Senate debates

Wednesday, 16 June 2010

Matters of Public Interest

Trade Unionism

12:48 pm

Photo of Doug CameronDoug Cameron (NSW, Australian Labor Party) Share this | | Hansard source

I rise on a matter of public interest concerning the brutal murder of trade unionists and the continued violation of trade unionists’ rights in developing countries around the world. There have been attacks on workers’ rights in this country, but those attacks on workers’ rights were not of the type that are mounted against workers in developing countries.

In November 2007 in this country a message was sent by the Australian community to the coalition that rights at work were important for working people, and the community rejected Work Choices and all of the baggage that Work Choices brought to bear on ordinary Australians, such as 3½ million workers denied any unfair dismissal rights under Work Choices and no effective independent umpire to provide any fairness and equity in the workplace. Millions of Australians had real pay cuts of $97.75 a week when the minimum wage was cut. Hundreds of thousands of workers were pushed onto individual contracts where 70 per cent lost shift loadings, 68 per cent lost their annual leave loadings, 65 per cent lost their penalty rates, 49 per cent lost their overtime loadings and 25 per cent no longer had public holidays. We know that the coalition want to go back to Work Choices. They want to go back to a situation where workers’ rights are stripped away once again in this country.

But the challenges that trade unions and workers in this country faced under the coalition government pale into insignificance against the challenges that some workers and trade unionists face around the world. On 24 June 2009 I spoke in this chamber about the murder of trade unionists and the violation of the human rights of trade unionists in Colombia. The basis of my remarks on that occasion was the 2009 International Trade Union Confederation report on violations of trade union rights around the world. The ITUC’s 2010 report has just been released. This shows that at least 101 trade unionists were killed in 2009, compared to 76 the previous year. So it is getting tougher for trade unionists around the world—and it would get tougher for trade unionists in this country if Tony Abbott were ever to get back into power. Forty-eight unionists were killed in Colombia, 16 in Guatemala, 12 in Honduras, six in Mexico, six in Bangladesh, four in Brazil, three in the Dominican Republic and three in the Philippines. These are real people with real lives and real families who were murdered because they stood up for trade unionism.

Unfortunately, Colombia remains the most dangerous place in the world to be an active trade unionist. The historical and structural violence against the Colombian trade union movement remains firmly in place, manifesting itself in the form of systematic human and trade union rights violations. On average over the past 23 years, men and women trade unionists in Colombia have been killed at a rate of one every three days. In 2009, 48 trade unionists, including five women and 22 trade union leaders, were killed.
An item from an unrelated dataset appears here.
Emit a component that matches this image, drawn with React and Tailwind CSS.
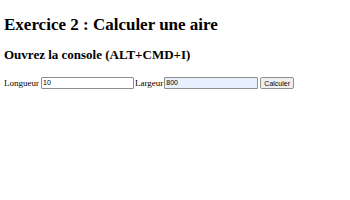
export default function App() {
  return (
    <div className="w-[350px] h-[200px] bg-white p-[4px] font-['Liberation_Serif',serif] text-black">
      <h1 className="text-[17px] font-bold leading-[20px] mt-[11px] mb-[12px]">Exercice 2 : Calculer une aire</h1>
      <h2 className="text-[13px] font-bold leading-[15px] mt-[12px] mb-[12px]">Ouvrez la console (ALT+CMD+I)</h2>
      <div className="flex items-center text-[9px] leading-[12px] mt-[15px]">
        <label>Longueur</label>
        <input
          defaultValue="10"
          className="ml-[2px] w-[93px] h-[12px] border border-[#8f8f8f] rounded-[1px] px-[1px] text-[7px] font-['Liberation_Sans',sans-serif] bg-white outline-none"
        />
        <label className="ml-[1px]">Largeur</label>
        <input
          defaultValue="800"
          className="ml-[1px] w-[94px] h-[12px] border border-[#8f8f8f] rounded-[1px] px-[1px] text-[7px] font-['Liberation_Sans',sans-serif] bg-[#e8f0fe] outline-none"
        />
        <button className="ml-[2px] h-[12px] px-[3px] border border-[#8f8f8f] rounded-[2px] bg-[#efefef] text-[7px] font-['Liberation_Sans',sans-serif] leading-none">
          Calculer
        </button>
      </div>
    </div>
  );
}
Heading the list of those who perpetrate these murders are the paramilitary and guerrilla groups operating in Colombia. In addition to these murders in Colombia, there were at least 500 attacks on Colombian trade unionists, including 11 attempted murders and three disappearances. Measures by the Colombian state have proved ineffective and insufficient, and the murders, disappearances and threats are continuing. The efforts to investigate these crimes are incomplete and the cases reported by trade union organisations are not always taken into account. The law continues to place a range of limitations on trade union rights, despite the recent improvements in labour legislation.

Colombia is not the only country where violation of workers and trade union rights occur. In Mozambique, trade unions are rarely accepted at the workplace. Activists are harassed and collective agreements are constantly violated. Public servants still do not have the right to organise, and the right to strike is restricted. Employers have continued to show their hostility towards workers’ representatives. Anti-union discrimination remains a problem, as the 2007 labour code does not sufficiently protect workers. Legal constraints on private gatherings and workers meetings at the workplace are very strict.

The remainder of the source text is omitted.